Recent controversy surrounding Hewlett-Packards board elections have put the spotlight on referendums for directors, with the New York Times alone running three stories on the subject over two weeks. The first article complained about the difficulty of removing directors after HPs board members all received majority support even in the face of several active and well-publicized vote no campaigns. The article blamed large shareholders, intimating that they tend to be mutual funds and asset management companies that may have inherent conflicts of interest, and criticized HPs biggest shareholder for supporting managements recommendation on directors 100% of the time from January 2009 to June 2012.
Then, after the announcement that two HP directors are leaving the board and a third is stepping down as chairman, additional articles focused on other boards where directors did not actually receive majority support from shareholders, but continued to govern. Only a small number of directors receive less than majority support, .36% last year (or 61 directors out of over 17,000 up for election). Of those 61 directors, 51 remained on their boards, according to ISS. This time, the plurality voting system came under attack as an electoral system unworthy of Soviet-era sham democracies. 78% of S&P 500 companies have majority voting for uncontested board elections, while overall only 45% of the S&P 1500 have joined the movement. Prior efforts by the Council of Institutional Investors to provoke the Delaware legislature to amend its corporation laws were mentioned. Apparently, North Dakota is the only state that bars plurality voting. No major company is incorporated in that state.
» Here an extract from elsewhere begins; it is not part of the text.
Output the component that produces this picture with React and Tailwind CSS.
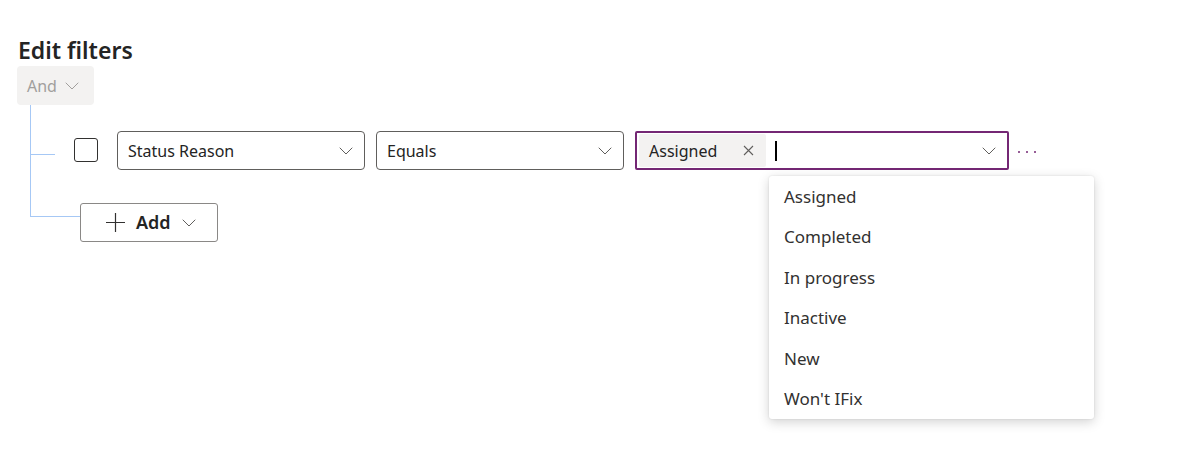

Several companies were highlighted in this article, but the most interesting may be Iris International in confronting the what-if scenario that is often considered by companies debating whether to adopt majority voting. After adopting a resignation policy coupled with plurality voting in January 2010, the entire board received more withhold than for votes at the May 2011 meeting when ISS recommended against board members for deciding earlier in the year to retain a poison pill without subjecting it to shareholder approval. Pursuant to their majority voting policy, all nine directors tendered their resignations. At the same time that they announced the meeting results, the board firmly rejected those resignations, attributing the outcome to ISS influence. Later that year, the company terminated its rights plan. The company has since been acquired.
Finally, a DealBook article cites to a study that found that director turnover does not depend on company performance, as there was less than a percentage point difference between companies that were deemed to have performed well or poorly. The biggest driver causing new faces on boards is mandatory retirement age.